4° Le poisson salé de toute espèce, les fanons, huiles et graisse de baleine, quand la pêche et la préparation n’en ont pas été faites à bord de bâtiments de la Grande-Bretagne, ne peuvent être importés sans payer un double droit de douane étrangère.

Les Hollandais, qui sont encore les principaux pêcheurs de l’Europe, étaient alors les seuls qui entreprissent de fournir de poisson les pays étrangers. Ce règlement mit une très-forte charge sur l’approvisionnement que la Grande-Bretagne aurait pu tirer d’eux en ce genre.

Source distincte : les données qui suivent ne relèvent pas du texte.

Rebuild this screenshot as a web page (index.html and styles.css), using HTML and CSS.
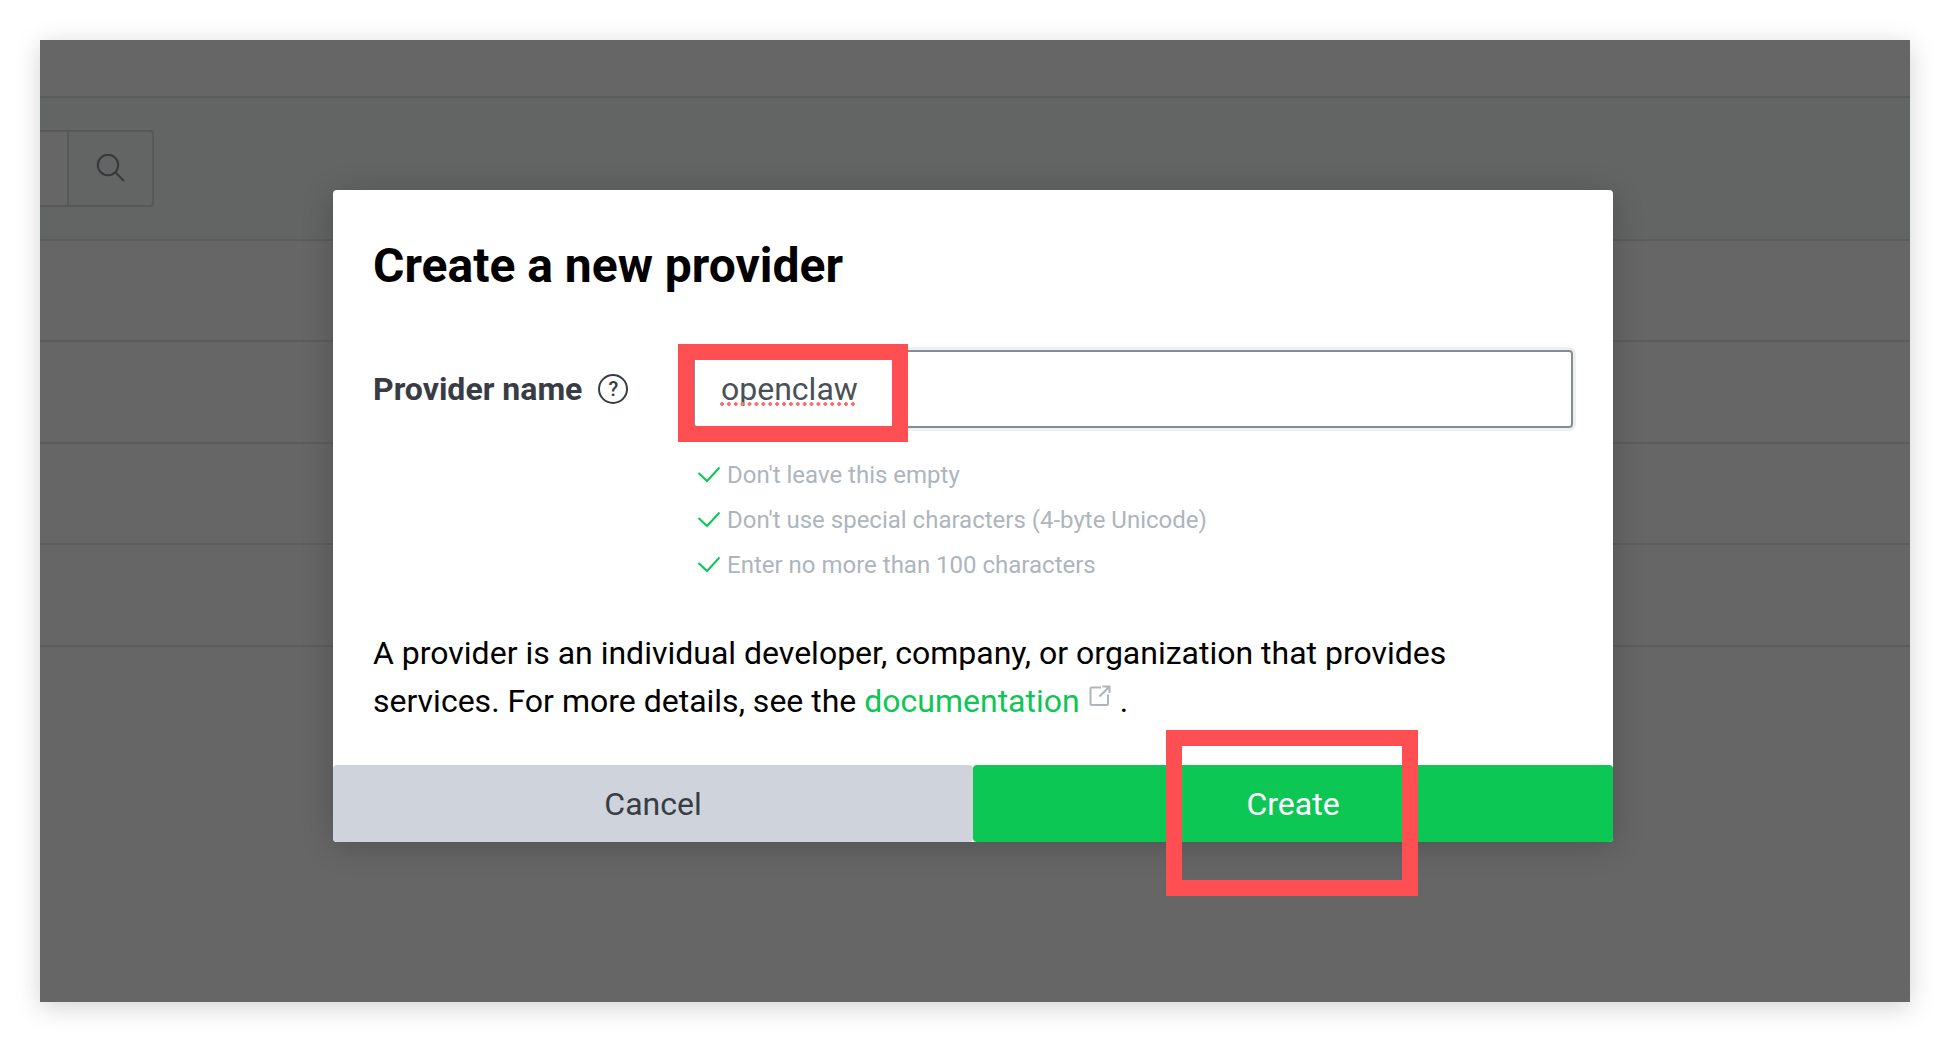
FILE: index.html
```html
<!DOCTYPE html>
<html lang="en">
<head>
<meta charset="utf-8">
<title>Create a new provider</title>
<link rel="stylesheet" href="styles.css">
</head>
<body>
<main class="frame">
  <div class="backdrop">
    <div class="topbar"></div>
    <form class="toolbar" role="search">
      <input class="search-input" type="text" aria-label="Search providers">
      <button class="search-button" type="button" aria-label="Search">
        <svg width="30" height="30" viewBox="0 0 30 30" fill="none" stroke="#36393c" stroke-width="2"><circle cx="12" cy="11" r="10.2"/><path d="M19 18l9 9"/></svg>
      </button>
    </form>
    <div class="row"></div>
    <div class="row"></div>
    <div class="row"></div>
    <div class="row"></div>
  </div>

  <div class="overlay">
    <section class="modal" role="dialog" aria-labelledby="dialog-title">
      <div class="modal-body">
        <h1 class="title" id="dialog-title">Create a new provider</h1>
        <div class="form-row">
          <div class="label-cell">
            <label for="provider-name">Provider name</label>
            <button class="help" type="button" aria-label="Help">?</button>
          </div>
          <div class="field">
            <div class="input-wrap">
              <input class="name-input" id="provider-name" type="text" value="openclaw" spellcheck="false">
              <span class="spelling"></span>
              <span class="marker marker-input"></span>
            </div>
            <ul class="hints">
              <li><svg class="check" width="24" height="18" viewBox="0 0 24 18"><path d="M1.500 7l8.500 8L22.500 1.500"/></svg>Don't leave this empty</li>
              <li><svg class="check" width="24" height="18" viewBox="0 0 24 18"><path d="M1.500 7l8.500 8L22.500 1.500"/></svg>Don't use special characters (4-byte Unicode)</li>
              <li><svg class="check" width="24" height="18" viewBox="0 0 24 18"><path d="M1.500 7l8.500 8L22.500 1.500"/></svg>Enter no more than 100 characters</li>
            </ul>
          </div>
        </div>
        <p class="note">A provider is an individual developer, company, or organization that provides services. For more details, see the <a href="#">documentation<svg class="external" width="22" height="22" viewBox="0 0 22 22"><path d="M12 2.500H2.500a1 1 0 0 0-1 1V19a1 1 0 0 0 1 1H18a1 1 0 0 0 1-1V9.500"/><path d="M10.500 11.500L19.500 2.500M13.500 1.500H20.500V8"/></svg></a> .</p>
      </div>
      <div class="actions">
        <button class="button cancel" type="button">Cancel</button>
        <div class="create-wrap">
          <button class="button create" type="button">Create</button>
          <span class="marker marker-create"></span>
        </div>
      </div>
    </section>
  </div>
</main>
</body>
</html>
```
FILE: styles.css
```css
* { box-sizing: border-box; }

body {
  margin: 0;
  padding: 40px;
  background: #fff;
  color: #000;
  font-family: Roboto, "Liberation Sans", sans-serif;
  font-size: 32px;
}

button, input { font: inherit; }

.frame {
  display: grid;
  min-height: calc(100vh - 80px);
  background: #666;
  box-shadow: 0 5px 24px rgba(0, 0, 0, 0.18);
}

.backdrop, .overlay { grid-area: 1 / 1; }

.topbar {
  height: 58px;
  border-bottom: 2px solid #5a5c5b;
}

.toolbar {
  display: flex;
  align-items: center;
  height: 143px;
  background: #626564;
  border-bottom: 2px solid #5a5c5b;
}

.search-input {
  width: 29px;
  height: 77px;
  padding: 0;
  background: #666;
  border: 2px solid #575959;
  border-left: 0;
}

.search-button {
  display: flex;
  align-items: center;
  justify-content: center;
  width: 85px;
  height: 77px;
  padding: 0;
  background: none;
  border: 2px solid #575959;
  border-left: 0;
  border-radius: 0 4px 4px 0;
}

.row {
  height: 101px;
  border-bottom: 2px solid #5c5c5c;
}

.row:nth-child(even) { height: 102px; }

.overlay {
  position: relative;
  padding: 150px 20px 40px 16px;
}

.modal {
  width: 100%;
  max-width: 1280px;
  margin: 0 auto;
  background: #fff;
  border-radius: 4px;
  box-shadow: 0 4px 32px rgba(0, 0, 0, 0.2);
}

.modal-body { padding: 40px; }

.title {
  margin: 0 0 48px;
  font-size: 48px;
  font-weight: 700;
  line-height: 72px;
}

.form-row {
  display: grid;
  grid-template-columns: 320px 1fr;
}

.label-cell {
  display: flex;
  align-items: center;
  gap: 16px;
  height: 77px;
  color: #383d45;
  font-weight: 700;
}

.help {
  width: 30px;
  height: 30px;
  padding: 0;
  background: none;
  border: 2px solid #383d45;
  border-radius: 50%;
  color: #383d45;
  font-size: 20px;
  font-weight: 500;
  line-height: 26px;
}

.input-wrap { position: relative; }

.name-input {
  display: block;
  width: 100%;
  height: 78px;
  padding: 0 26px;
  background: #fff;
  border: 2px solid #838d96;
  border-radius: 4px;
  box-shadow: 0 0 0 3px #efeff2;
  color: #495057;
  outline: 0;
}

.spelling {
  position: absolute;
  top: 52px;
  left: 27px;
  width: 138px;
  height: 4px;
  background: radial-gradient(circle at 2px 2px, #ff6f69 2px, transparent 2px) 0 0 / 7px 4px round;
}

.marker {
  position: absolute;
  border: 16px solid #ff4f52;
  pointer-events: none;
}

.marker-input {
  top: -6px;
  left: -15px;
  width: 230px;
  height: 98px;
}

.marker-create {
  top: -35px;
  left: calc(50% - 127px);
  width: 252px;
  height: 166px;
}

.hints {
  margin: 0;
  padding: 24px 4px 0;
  list-style: none;
  color: #adb5bd;
  font-size: 24px;
}

.hints li {
  display: flex;
  align-items: center;
  gap: 6px;
  min-height: 45px;
}

.check {
  flex: none;
  fill: none;
  stroke: #0dc755;
  stroke-width: 2;
}

.note {
  margin: 42px 0 0;
  line-height: 48px;
}

.note a {
  color: #0dc755;
  text-decoration: none;
}

.external {
  margin: 0 1px 0 9px;
  vertical-align: 5px;
  fill: none;
  stroke: #adb5bd;
  stroke-width: 2;
}

.actions {
  display: grid;
  grid-template-columns: 1fr 1fr;
}

.create-wrap { position: relative; }

.button {
  width: 100%;
  height: 77px;
  padding: 0;
  border: 0;
  border-radius: 4px;
}

.cancel {
  background: #ced3dc;
  color: #383d45;
}

.create {
  background: #0dc755;
  color: #fff;
}
```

Lorsque l’Acte de navigation fut passé, quoique l’Angleterre et la Hollande ne fus­sent pas en guerre pour le moment, néanmoins il existait entre les deux nations l’animosité la plus violente. Cette animosité avait commencé sous le gouvernement du long Parlement qui rédigea le premier l’Acte de navigation, et bientôt après elle éclata par les guerres qui eurent lieu avec la Hollande, pendant le protectorat et sous le règne de Charles II. Il n’est donc pas impossible que quelques-unes des dispositions de cet Acte célèbre aient été le fruit de l’animosité nationale. Elles sont néanmoins aussi sages que si elles eussent toutes été dictées par la plus mûre délibération et les intentions les plus raisonnables[2]. La haine nationale avait alors en vue précisément le même but que celui qu’eût pu se proposer la sagesse la plus réfléchie, c’est-à-dire l’affaiblissement de la marine de la Hollande, la seule puissance

  1. Whale-fins, whale-bones, c’est la baleine qui s’emploie pour corsets, parasols, etc., et qui se vend, ou fendue en lames, ou par fanons entiers. Ceux-ci valent communément le double de la baleine coupée. Il y a des fanons qui pèsent jusqu’à six et sept livres.
  2. Il y a de grands motifs de mettre en doute la sagesse d’une mesure qui porte une atteinte aussi grave à la liberté naturelle du commerce. Le principal but de cet acte est d’assurer le monopole de notre navigation, dans l’intérêt de notre puissance navale. Mais d’autres États ne pourraient-ils pas avoir recours aux mêmes moyens, et étant exclus de la navigation de la Grande-Bretagne, ne pourraient-ils pas à leur tour nous exclure de la navigation sur laquelle leur pouvoir s’étend ? Avec un système de liberté générale, d’autres États prendraient part à la navigation de la Grande-Bretagne, et la Grande-Bretagne participerait à la navigation générale du monde ; et on peut se demander si les chances d’acquérir une grande puissance navale nue seraient pas aussi grandes avec le principe de la liberté de la navigation, qu’avec un système de restriction. D’ailleurs la haine n’est jamais d’accord avec la sagesse. C’est un sentiment à la fois peu digne et contraire à la raison, et les mesures qu’il a fait naître portent le cachet de cet esprit d’aveuglement et de folie dans lequel elles ont été conçues. Buchanan.